Alzner believes a good data driven company emphasises more on end-to-end collaboration of all business departments and transparency. According to him, the most valuable use cases are those which use data from multiple departments. Because, if data just resides in silos, its true potential can never be realised. This may sound trivial, but Alzner considers this a big challenge for enterprises. “With tools like a use case library or a data catalog you are able to get great transparency and new data scientists are quickly able to get an overview of what is going on. Otherwise, the same idea will come up a hundred times. At Porsche, we just anchored the learnings of the last few years and deeply integrated the data driven principles in our company strategy 2030,” he said.
When asked about the AI hype, Alzner said deep learning has been applied to almost every use case for a while now, often unsuccessfully. However, in the future, more differentiated use of the methods will stand out. “It was shown that rule engines are often good enough and deep learning is not needed in lots of cases. I don’t know which domain will come out on top, but I believe we will finally see autonomous vehicles on the road in the next few years,” said Alzner.
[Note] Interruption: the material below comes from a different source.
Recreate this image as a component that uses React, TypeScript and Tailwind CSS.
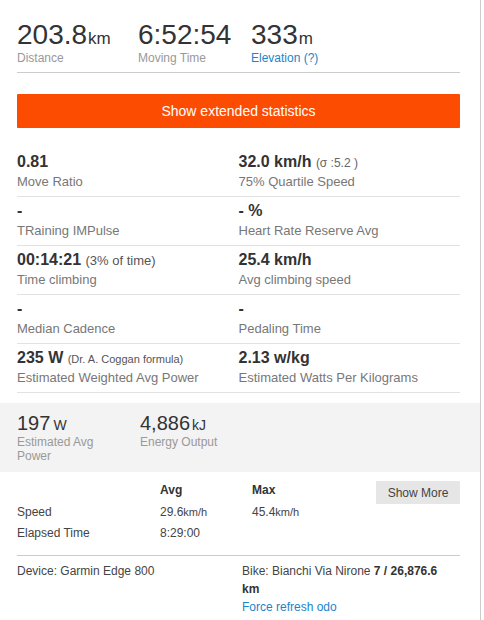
import React from 'react';

const topStats = [
  { value: '203.8', unit: 'km', label: 'Distance', width: 'w-[121px]' },
  { value: '6:52:54', unit: '', label: 'Moving Time', width: 'w-[113px]' },
  { value: '333', unit: 'm', label: 'Elevation (?)', width: 'w-[120px]', link: true },
];

type Cell = { value: React.ReactNode; label: string };

const rows: [Cell, Cell][] = [
  [
    { value: '0.81', label: 'Move Ratio' },
    {
      value: (
        <>
          32.0 km/h <span className="font-normal text-[12px] leading-none text-[#666]">(σ :5.2 )</span>
        </>
      ),
      label: '75% Quartile Speed',
    },
  ],
  [
    { value: '-', label: 'TRaining IMPulse' },
    { value: '- %', label: 'Heart Rate Reserve Avg' },
  ],
  [
    {
      value: (
        <>
          00:14:21 <span className="font-normal text-[13px] leading-none text-[#555]">(3% of time)</span>
        </>
      ),
      label: 'Time climbing',
    },
    { value: '25.4 km/h', label: 'Avg climbing speed' },
  ],
  [
    { value: '-', label: 'Median Cadence' },
    { value: '-', label: 'Pedaling Time' },
  ],
  [
    {
      value: (
        <>
          235 W <span className="font-normal text-[11px] leading-none text-[#555]">(Dr. A. Coggan formula)</span>
        </>
      ),
      label: 'Estimated Weighted Avg Power',
    },
    { value: '2.13 w/kg', label: 'Estimated Watts Per Kilograms' },
  ],
];

function StatCell({ cell }: { cell: Cell }) {
  return (
    <div className="pt-[4px] pb-[5px]">
      <div className="h-[20px] text-[16px] leading-[20px] font-bold text-[#333]">{cell.value}</div>
      <div className="mt-[1px] h-[18px] text-[13px] leading-[18px] text-[#777]">{cell.label}</div>
    </div>
  );
}

export default function App() {
  return (
    <div
      className="w-[481px] min-h-[620px] bg-white border-r border-[#ccc]"
      style={{ fontFamily: '"Liberation Sans", Arial, sans-serif' }}
    >
      {/* Headline stats */}
      <div className="pl-[17px] pr-[20px] pt-[20px]">
        <div className="flex border-b border-[#ccc] pb-[6px]">
          {topStats.map((s) => (
            <div key={s.label} className={s.width}>
              <div className="h-[30px] text-[28px] leading-[30px] text-[#333] whitespace-nowrap">
                {s.value}
                {s.unit && <span className="ml-[1px] text-[17px] leading-none">{s.unit}</span>}
              </div>
              <div
                className={`h-[16px] text-[12px] leading-[16px] ${s.link ? 'text-[#1a85c8]' : 'text-[#999]'}`}
              >
                {s.label}
              </div>
            </div>
          ))}
        </div>

        <button className="mt-[21px] h-[34px] w-full bg-[#fc4c02] text-white text-[14px] rounded-[1px]">
          Show extended statistics
        </button>

        {/* Extended stats grid */}
        <div className="mt-5">
          {rows.map((r, i) => (
            <div key={i} className="grid grid-cols-2 border-b border-[#e2e2e2]">
              <StatCell cell={r[0]} />
              <StatCell cell={r[1]} />
            </div>
          ))}
        </div>
      </div>

      {/* Power band */}
      <div className="mt-[10px] bg-[#f3f3f3] pl-[17px] pt-[9px] pb-[9px] flex">
        <div className="w-[123px] pr-[20px]">
          <div className="h-[23px] text-[20px] leading-[23px] text-[#333]">
            197<span className="ml-[3px] text-[14px] leading-none">W</span>
          </div>
          <div className="text-[12px] leading-[14px] text-[#999]">Estimated Avg Power</div>
        </div>
        <div className="w-[123px]">
          <div className="h-[23px] text-[20px] leading-[23px] text-[#333]">
            4,886<span className="ml-[2px] text-[14px] leading-none">kJ</span>
          </div>
          <div className="text-[12px] leading-[14px] text-[#999]">Energy Output</div>
        </div>
      </div>

      {/* Avg / Max table */}
      <div className="pl-[17px] pr-[20px] pt-[8px]">
        <div className="flex justify-between border-b border-[#ccc] pb-[10px]">
          <div className="grid grid-cols-[143px_92px_80px] auto-rows-[21.5px] text-[12px] leading-[21.5px] text-[#444]">
            <div></div>
            <div className="font-bold text-[#333]">Avg</div>
            <div className="font-bold text-[#333]">Max</div>
            <div>Speed</div>
            <div>
              29.6<span className="text-[11px] leading-none">km/h</span>
            </div>
            <div>
              45.4<span className="text-[11px] leading-none">km/h</span>
            </div>
            <div>Elapsed Time</div>
            <div>8:29:00</div>
            <div></div>
          </div>
          <button className="mt-[1px] h-[23px] w-[84px] bg-[#e6e6e6] text-[12px] text-[#444] rounded-[1px]">
            Show More
          </button>
        </div>

        {/* Device / bike */}
        <div className="flex pt-[6px] text-[12px] leading-[18px] text-[#444]">
          <div className="w-[225px]">Device: Garmin Edge 800</div>
          <div className="w-[208px]">
            <div>
              Bike: Bianchi Via Nirone <span className="font-bold text-[#333]">7 / 26,876.6 km</span>
            </div>
            <div className="text-[#1a85c8]">Force refresh odo</div>
          </div>
        </div>
      </div>
    </div>
  );
}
We asked Alzner about his go-to data science reading resources and he picked KDnuggets.com and hackernoon.com. He feels beginners will find them handy. Further, for those aspiring to get into data science and related fields, Alzner suggests it’s important to take the long view and spend time on understanding the contours of data science, but not at the expense of pursuing the specialisation one is passionate about. For a data scientist, knowing the algorithms or the BI tools won’t suffice. They should be aware of factors, which might appear extrinsic on the surface. For example, Alzner stressed on the importance of knowing GDPR if one wants to work in the EU countries.